STJ. 4ª Turma. AgInt no REsp 1779271/SP, Rel. Min. Luis Felipe Salomão, Rel. p/ Acórdão Min. Maria Isabel Gallotti, julgado em 01/06/2021.

 

Exceção: corretora pode responder juntamente com a incorporadora se ficar comprovado que houve um desvirtuamento de suas atividades

Vimos acima que, em regra, a corretora não responde solidariamente com a incorporadora porque são relações jurídicas distintas.

O STJ, contudo, afirma que a corretora pode responder solidariamente com a incorporadora se ficarem constatadas eventuais distorções na relação jurídica de corretagem.
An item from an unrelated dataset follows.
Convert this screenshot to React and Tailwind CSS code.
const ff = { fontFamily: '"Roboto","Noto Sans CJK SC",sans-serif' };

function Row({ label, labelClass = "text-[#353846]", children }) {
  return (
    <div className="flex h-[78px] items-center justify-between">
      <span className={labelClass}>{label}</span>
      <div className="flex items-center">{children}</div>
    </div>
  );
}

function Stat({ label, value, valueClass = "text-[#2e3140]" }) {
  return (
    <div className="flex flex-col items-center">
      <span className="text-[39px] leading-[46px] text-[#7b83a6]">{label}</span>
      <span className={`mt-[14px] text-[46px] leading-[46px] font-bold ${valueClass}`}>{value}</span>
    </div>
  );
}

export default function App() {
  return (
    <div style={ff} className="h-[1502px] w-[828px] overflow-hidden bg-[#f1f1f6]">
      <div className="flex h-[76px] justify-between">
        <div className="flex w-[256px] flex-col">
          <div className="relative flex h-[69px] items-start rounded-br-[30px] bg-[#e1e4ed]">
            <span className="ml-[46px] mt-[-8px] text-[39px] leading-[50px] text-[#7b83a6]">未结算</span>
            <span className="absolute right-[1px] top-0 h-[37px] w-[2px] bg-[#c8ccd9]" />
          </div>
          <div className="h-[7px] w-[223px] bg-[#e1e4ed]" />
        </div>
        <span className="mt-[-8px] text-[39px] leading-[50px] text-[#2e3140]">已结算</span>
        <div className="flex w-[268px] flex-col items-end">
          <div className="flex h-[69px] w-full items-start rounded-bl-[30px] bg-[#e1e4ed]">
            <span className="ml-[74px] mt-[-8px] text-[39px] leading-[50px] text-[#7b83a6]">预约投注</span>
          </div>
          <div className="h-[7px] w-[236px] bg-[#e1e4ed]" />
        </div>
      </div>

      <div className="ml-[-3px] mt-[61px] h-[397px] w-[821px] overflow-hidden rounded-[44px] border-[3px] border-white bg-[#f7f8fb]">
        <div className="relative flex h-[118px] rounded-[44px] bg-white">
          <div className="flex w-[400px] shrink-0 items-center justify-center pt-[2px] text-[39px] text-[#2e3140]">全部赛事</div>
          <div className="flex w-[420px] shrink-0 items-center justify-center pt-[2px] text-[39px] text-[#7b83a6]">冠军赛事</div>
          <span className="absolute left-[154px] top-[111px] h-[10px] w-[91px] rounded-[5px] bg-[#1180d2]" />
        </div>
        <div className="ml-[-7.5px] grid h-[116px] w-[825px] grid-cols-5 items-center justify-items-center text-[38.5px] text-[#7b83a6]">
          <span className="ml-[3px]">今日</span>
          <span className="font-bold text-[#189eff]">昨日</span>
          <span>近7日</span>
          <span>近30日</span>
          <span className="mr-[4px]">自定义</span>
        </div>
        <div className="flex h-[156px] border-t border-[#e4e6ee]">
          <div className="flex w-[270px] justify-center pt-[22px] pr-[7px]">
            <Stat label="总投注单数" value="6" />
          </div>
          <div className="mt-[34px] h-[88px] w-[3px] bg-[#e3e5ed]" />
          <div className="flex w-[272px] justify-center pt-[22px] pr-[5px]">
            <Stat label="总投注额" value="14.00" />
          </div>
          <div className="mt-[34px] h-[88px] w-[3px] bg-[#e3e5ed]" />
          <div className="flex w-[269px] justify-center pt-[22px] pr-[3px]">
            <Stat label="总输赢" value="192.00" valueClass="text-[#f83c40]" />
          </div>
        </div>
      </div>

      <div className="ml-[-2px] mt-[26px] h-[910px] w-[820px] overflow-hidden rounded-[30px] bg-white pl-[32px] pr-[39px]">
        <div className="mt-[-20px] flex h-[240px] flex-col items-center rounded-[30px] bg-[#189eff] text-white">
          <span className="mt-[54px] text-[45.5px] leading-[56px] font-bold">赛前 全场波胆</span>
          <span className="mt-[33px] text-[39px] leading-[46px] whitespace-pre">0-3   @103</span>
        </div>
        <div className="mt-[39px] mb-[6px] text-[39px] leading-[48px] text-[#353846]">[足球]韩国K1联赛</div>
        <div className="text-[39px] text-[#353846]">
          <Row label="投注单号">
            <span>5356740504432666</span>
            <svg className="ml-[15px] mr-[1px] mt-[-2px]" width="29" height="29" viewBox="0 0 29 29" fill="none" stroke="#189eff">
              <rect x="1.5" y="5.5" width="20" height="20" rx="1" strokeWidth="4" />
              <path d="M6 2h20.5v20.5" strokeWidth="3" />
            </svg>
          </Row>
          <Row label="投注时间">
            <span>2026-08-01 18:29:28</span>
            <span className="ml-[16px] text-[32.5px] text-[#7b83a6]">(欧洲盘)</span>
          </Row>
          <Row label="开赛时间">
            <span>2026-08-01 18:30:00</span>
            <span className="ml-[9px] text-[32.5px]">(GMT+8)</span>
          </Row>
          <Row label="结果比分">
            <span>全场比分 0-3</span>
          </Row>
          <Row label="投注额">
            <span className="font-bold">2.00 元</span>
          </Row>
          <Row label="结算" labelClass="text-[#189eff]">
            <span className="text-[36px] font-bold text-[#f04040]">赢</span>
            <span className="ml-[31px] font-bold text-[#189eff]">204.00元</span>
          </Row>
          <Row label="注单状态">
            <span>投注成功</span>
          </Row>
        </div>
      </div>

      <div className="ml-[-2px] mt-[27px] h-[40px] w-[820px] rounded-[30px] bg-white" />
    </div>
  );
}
Ex: se a corretora se envolver na construção e incorporação do imóvel, o que originalmente não seria sua função. Neste caso, poderia ser reconhecida a sua responsabilidade solidária.

 

Voltando ao caso concreto:

Como no caso concreto, não ficou demonstrada nenhuma falha na prestação do serviço de corretagem, bem como não há prova da participação da corretora no empreendimento imobiliário, torna-se inviável responsabilizar a corretora pela devolução de parte dos valores pagos pelo promitente comprador, devendo ser reconhecida a sua ilegitimidade passiva.

 

Em suma:

A relação jurídica estabelecida no contrato de corretagem é diversa daquela firmada entre o promitente comprador e o promitente vendedor do imóvel, de modo que a responsabilidade da corretora está limitada a eventual falha na prestação do serviço de corretagem.

STJ. 3ª Turma. REsp 1.811.153-SP, Rel. Min. Marco Aurélio Bellizze, julgado em 15/02/2022 (Info 725).